EXERCISE DETAILS
Return precisely the span of lines from the top of the material below to the line containing "FaArrowRight, FaBars, FaExpandArrowsAlt", both included. Pictures are excluded.
_ _ _ _ _
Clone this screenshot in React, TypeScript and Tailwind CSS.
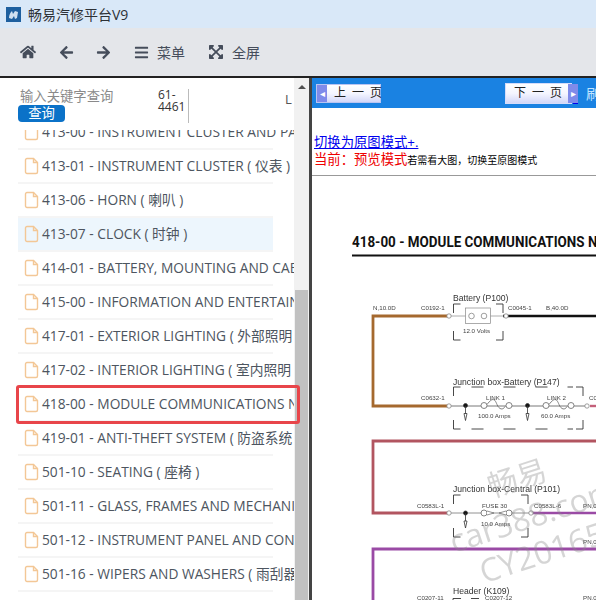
import React from "react";
import { FaHome, FaArrowLeft, FaArrowRight, FaBars, FaExpandArrowsAlt } from "react-icons/fa";

const rows = [
  "413-00 - INSTRUMENT CLUSTER AND PANEL",
  "413-01 - INSTRUMENT CLUSTER ( 仪表 )",
  "413-06 - HORN ( 喇叭 )",
  "413-07 - CLOCK ( 时钟 )",
  "414-01 - BATTERY, MOUNTING AND CABLES ( 蓄电池 )",
  "415-00 - INFORMATION AND ENTERTAINMENT SYSTEM",
  "417-01 - EXTERIOR LIGHTING ( 外部照明 )",
  "417-02 - INTERIOR LIGHTING ( 室内照明 )",
  "418-00 - MODULE COMMUNICATIONS NETWORK",
  "419-01 - ANTI-THEFT SYSTEM ( 防盗系统 )",
  "501-10 - SEATING ( 座椅 )",
  "501-11 - GLASS, FRAMES AND MECHANISMS",
  "501-12 - INSTRUMENT PANEL AND CONSOLE",
  "501-16 - WIPERS AND WASHERS ( 雨刮器 )",
];

function FileIcon() {
  return (
    <svg width="16" height="18" viewBox="0 0 16 18" fill="none" stroke="#f3c796" strokeWidth="1.4" className="shrink-0">
      <path d="M3 1.5h6.5l4 4V15a1.5 1.5 0 0 1-1.5 1.5H3A1.5 1.5 0 0 1 1.5 15V3A1.5 1.5 0 0 1 3 1.5z" />
      <path d="M9.5 1.5v4h4" />
    </svg>
  );
}

function PageButton({ label, dir }: { label: string; dir: "prev" | "next" }) {
  const arrow = (
    <span className="flex h-full w-[10px] shrink-0 items-center justify-center bg-[#7f8bea] text-[10px] leading-none text-white">
      {dir === "prev" ? "◂" : "▸"}
    </span>
  );
  return (
    <div className={`flex shrink-0 items-center border bg-gradient-to-b from-[#ffffff] via-[#f4f5ff] to-[#d3d7f8] text-[12px] leading-none text-[#222] ${dir === "prev" ? "h-[19px] w-[65px] border-[#b9c4f2]" : "h-[21px] w-[67px] border-[#d5dcfa]"}`}>
      {dir === "prev" && arrow}
      <span className={`flex-1 whitespace-nowrap tracking-[6px] ${dir === "prev" ? "pl-[7px]" : "pl-[8px]"}`}>{label}</span>
      {dir === "next" && arrow}
    </div>
  );
}

function Bracket({ x1, y1, x2, y2, dashed }: { x1: number; y1: number; x2: number; y2: number; dashed?: boolean }) {
  return (
    <g fill="none" stroke="#333" strokeWidth="0.9">
      <path d={`M${x1} ${y1 + 9}V${y1}H${x1 + 7}`} />
      <path d={`M${x2 - 7} ${y1}H${x2}V${y1 + 9}`} />
      <path d={`M${x1} ${y2 - 9}V${y2}H${x1 + 7}`} />
      <path d={`M${x2 - 7} ${y2}H${x2}V${y2 - 9}`} />
      {dashed && <path d={`M${x1 + 18} ${y1}H${x2 - 10}M${x1 + 18} ${y2}H${x2 - 10}`} strokeDasharray="12 20" />}
    </g>
  );
}

function Connector({ x, y }: { x: number; y: number }) {
  return <circle cx={x} cy={y} r="2.2" fill="#fff" stroke="#888" strokeWidth="0.8" />;
}

function Ground({ x, y }: { x: number; y: number }) {
  return (
    <g stroke="#333" strokeWidth="0.8" fill="none">
      <circle cx={x} cy={y} r="2" fill="#111" />
      <path d={`M${x} ${y}v8`} />
      <path d={`M${x - 1.5} ${y + 8}h3l-1.5 7z`} />
    </g>
  );
}

function Link({ x, y }: { x: number; y: number }) {
  return (
    <g stroke="#666" strokeWidth="0.8" fill="#fff">
      <circle cx={x} cy={y} r="3" />
      <path d={`M${x + 3} ${y - 1}c6 -8 8 -5 10 0s6 6 8 2`} fill="none" />
      <circle cx={x + 25} cy={y} r="3" />
    </g>
  );
}

function Diagram() {
  return (
    <svg viewBox="312 176 284 424" width="284" height="424" className="block">
      <text x="352" y="247" fontSize="14.5" fontWeight="700" fill="#111" fontFamily="'Roboto','Liberation Sans',sans-serif" textLength="253" lengthAdjust="spacingAndGlyphs">418-00 - MODULE COMMUNICATIONS NE</text>
      <rect x="352" y="254.5" width="244" height="2" fill="#111" />

      <g className="blur-[0.3px]">
        <path d="M449 316H373V406H449" fill="none" stroke="#a5692e" strokeWidth="2.8" />
        <path d="M503 316H596" stroke="#111" strokeWidth="2.4" />
        <path d="M590 406H596" stroke="#c4607a" strokeWidth="2.4" />
        <path d="M596 441H373V513H449" fill="none" stroke="#b25560" strokeWidth="2.8" />
        <path d="M533 513H596" stroke="#9a4aa5" strokeWidth="2.4" />
        <path d="M596 549H373V600" fill="none" stroke="#9a4aa5" strokeWidth="2.8" />

        <g fontFamily="'Liberation Sans',sans-serif" fill="#444" fontSize="6.2">
          <text x="373" y="310">N,10.0D</text>
          <text x="421" y="310">C0192-1</text>
          <text x="508" y="310">C0045-1</text>
          <text x="546" y="310">B,40.0D</text>
          <text x="463" y="333">12.0 Volts</text>
          <text x="421" y="399.5">C0632-1</text>
          <text x="589" y="399.5">C0</text>
          <text x="486" y="399.5">LINK 1</text>
          <text x="547" y="399.5">LINK 2</text>
          <text x="478" y="417.5">100.0 Amps</text>
          <text x="541" y="417.5">60.0 Amps</text>
          <text x="417" y="507.5">C0583L-1</text>
          <text x="482" y="507.5">FUSE 30</text>
          <text x="481" y="525.5">10.0 Amps</text>
          <text x="534" y="507.5">C0583L-6</text>
          <text x="583" y="507.5">PN,0</text>
          <text x="583" y="543.5">PN,0</text>
          <text x="417" y="600">C0207-11</text>
          <text x="485" y="600">C0207-12</text>
          <text x="583" y="600">PN,0</text>
        </g>
        <g fontFamily="'Liberation Sans',sans-serif" fill="#333" fontSize="8.6">
          <text x="453" y="301">Battery (P100)</text>
          <text x="453" y="385">Junction box-Battery (P147)</text>
          <text x="453" y="492">Junction box-Central (P101)</text>
          <text x="453" y="594">Header (K109)</text>
        </g>

        <path d="M449 316H503" stroke="#999" strokeWidth="0.8" />
        <rect x="465.5" y="308" width="25" height="15.5" fill="#fff" stroke="#888" strokeWidth="0.7" />
        <circle cx="471.5" cy="316" r="2.8" fill="#fff" stroke="#777" strokeWidth="0.7" />
        <circle cx="484" cy="316" r="2.8" fill="#fff" stroke="#777" strokeWidth="0.7" />
        <Connector x={449} y={316} />
        <Connector x={506} y={316} />
        <Bracket x1={453.5} y1={304} x2={503} y2={340} />

        <path d="M449 406H586" stroke="#555" strokeWidth="0.8" />
        <Connector x={449} y={406} />
        <Connector x={587} y={406} />
        <Ground x={465.5} y={405.5} />
        <Ground x={527.5} y={405.5} />
        <Link x={484} y={405.5} />
        <Link x={546} y={405.5} />
        <Bracket x1={453.5} y1={387} x2={583} y2={429} dashed />

        <path d="M449 513H531" stroke="#777" strokeWidth="0.8" />
        <Connector x={449} y={513} />
        <Connector x={531} y={513} />
        <Ground x={465.5} y={513} />
        <circle cx="484" cy="513" r="3" fill="#fff" stroke="#666" strokeWidth="0.8" />
        <circle cx="509" cy="513" r="3" fill="#fff" stroke="#666" strokeWidth="0.8" />
        <path d="M487 511l7 2 -7 2M506 511l-7 2 7 2" fill="#fff" stroke="#666" strokeWidth="0.7" />
        <Bracket x1={453.5} y1={495} x2={528} y2={537} />
        <path d="M453 598.5v1.5M453 598.5h8M479 598.5h-8" stroke="#333" strokeWidth="0.9" fill="none" />
      </g>
    </svg>
  );
}

export default function App() {
  return (
    <div className="flex h-[600px] w-[596px] flex-col overflow-hidden bg-white font-['Open_Sans','Noto_Sans_CJK_SC',sans-serif]">
      {/* title bar */}
      <div className="flex h-[28px] shrink-0 items-center gap-[7px] bg-[#d9e8f8] pl-[6px] text-[14px] text-[#2d3136]">
        <svg width="15" height="15" viewBox="0 0 15 15">
          <rect width="15" height="15" fill="#1d5f9f" />
          <path d="M3 11c0-3 1-5 3-7l1 3 2-3 3 1-1 6-2 1-1-3-2 3z" fill="#cfe0f0" />
        </svg>
        <span>畅易汽修平台V9</span>
      </div>

      {/* toolbar */}
      <div className="flex h-[48px] shrink-0 items-center bg-[#e4e6ea] pl-[20px] text-[14px] text-[#454d5b]">
        <FaHome className="text-[16px]" />
        <FaArrowLeft className="ml-[23px] text-[15px]" />
        <FaArrowRight className="ml-[22px] text-[15px]" />
        <FaBars className="ml-[23px] text-[15px]" />
        <span className="ml-[8px]">菜单</span>
        <FaExpandArrowsAlt className="ml-[23px] text-[16px]" />
        <span className="ml-[8px]">全屏</span>
      </div>
      <div className="h-[2px] shrink-0 bg-[#222]" />

      <div className="relative flex min-h-0 flex-1">
        {/* left panel */}
        <div className="flex w-[294px] shrink-0 flex-col overflow-hidden">
          <div className="relative z-10 flex h-[52px] shrink-0 bg-white">
            <div className="w-[158px] shrink-0 pl-[18px]">
              <div className="mt-[9px] pl-[2px] text-[13.33px] leading-[18px] text-[#8a8a8a]">输入关键字查询</div>
              <div className="flex h-[17px] w-[47px] items-center justify-center rounded-[4px] bg-[#0b72c8] text-[13.33px] text-white">查询</div>
            </div>
            <div className="mt-[11px] h-[34px] w-[31px] border-r border-[#bbb] text-[12px] leading-[11.5px] text-[#333]">
              61-
              <br />
              4461
            </div>
            <div className="ml-[96px] mt-[12px] text-[13px] leading-[18px] text-[#555]">L</div>
          </div>
          <div className="-mt-[14px] flex flex-col pl-[18px]">
            {rows.map((r, i) => (
              <div
                key={r}
                className={`flex h-[34px] w-[255px] shrink-0 items-center gap-[2px] whitespace-nowrap border-b-2 border-[#f5f5f5] pl-[6px] text-[13.75px] text-[#4d5560] ${i === 3 ? "bg-[#edf6fd]" : ""}`}
              >
                <FileIcon />
                <span>{r}</span>
              </div>
            ))}
          </div>
        </div>

        {/* scrollbar */}
        <div className="flex w-[15px] shrink-0 flex-col items-center bg-[#f1f1f1]">
          <div className="mt-[7px] h-0 w-0 border-x-[4px] border-b-[4px] border-x-transparent border-b-[#505050]" />
          <div className="mt-[201px] h-full w-[13px] bg-[#c1c1c1]" />
        </div>
        <div className="w-[3px] shrink-0 bg-[#444]" />

        {/* right panel */}
        <div className="min-w-0 flex-1 overflow-hidden bg-white">
          <div className="flex h-[30px] items-center bg-[#1a82e2] pl-[4px]">
            <PageButton label="上一页" dir="prev" />
            <div className="ml-[124px] flex shrink-0 items-end">
              <PageButton label="下一页" dir="next" />
              <span className="ml-[1px] w-[5px] border-b border-[#0000ee]" />
            </div>
            <span className="ml-[8px] shrink-0 whitespace-nowrap text-[14px] text-[#bfe3ff]">刷新</span>
          </div>
          <div className="mt-[25px] pl-[2px] text-[13.33px] leading-[18px] whitespace-nowrap text-[#0000ee] underline">切换为原图模式+.</div>
          <div className="whitespace-nowrap pl-[2px] text-[13.33px] leading-[17px] text-[#ee0000]">
            当前：预览模式<span className="text-[10px] text-black">若需看大图，切换至原图模式</span>
          </div>
          <div className="mt-[6px] h-[1px] bg-[#999]" />
          <Diagram />
        </div>

        {/* highlight */}
        <div className="absolute left-[16px] top-[307px] h-[39px] w-[284px] rounded-[3px] border-[3px] border-[#e8454a]" />

        {/* watermark */}
        <div className="pointer-events-none absolute left-[487px] top-[385px] -rotate-[18deg] text-[30px] leading-none whitespace-nowrap text-[#8a8a8a] opacity-35">畅易</div>
        <div className="pointer-events-none absolute left-[446px] top-[421px] -rotate-[18deg] text-[32px] leading-none whitespace-nowrap text-[#8a8a8a] opacity-35">car388.com</div>
        <div className="pointer-events-none absolute left-[477px] top-[458px] -rotate-[18deg] text-[32px] leading-none whitespace-nowrap text-[#8a8a8a] opacity-35">CY20165</div>
      </div>
    </div>
  );
}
_ _ _ _ _
ANSWER BELOW
Clone this screenshot in React, TypeScript and Tailwind CSS.
import React from "react";
import { FaHome, FaArrowLeft, FaArrowRight, FaBars, FaExpandArrowsAlt } from "react-icons/fa";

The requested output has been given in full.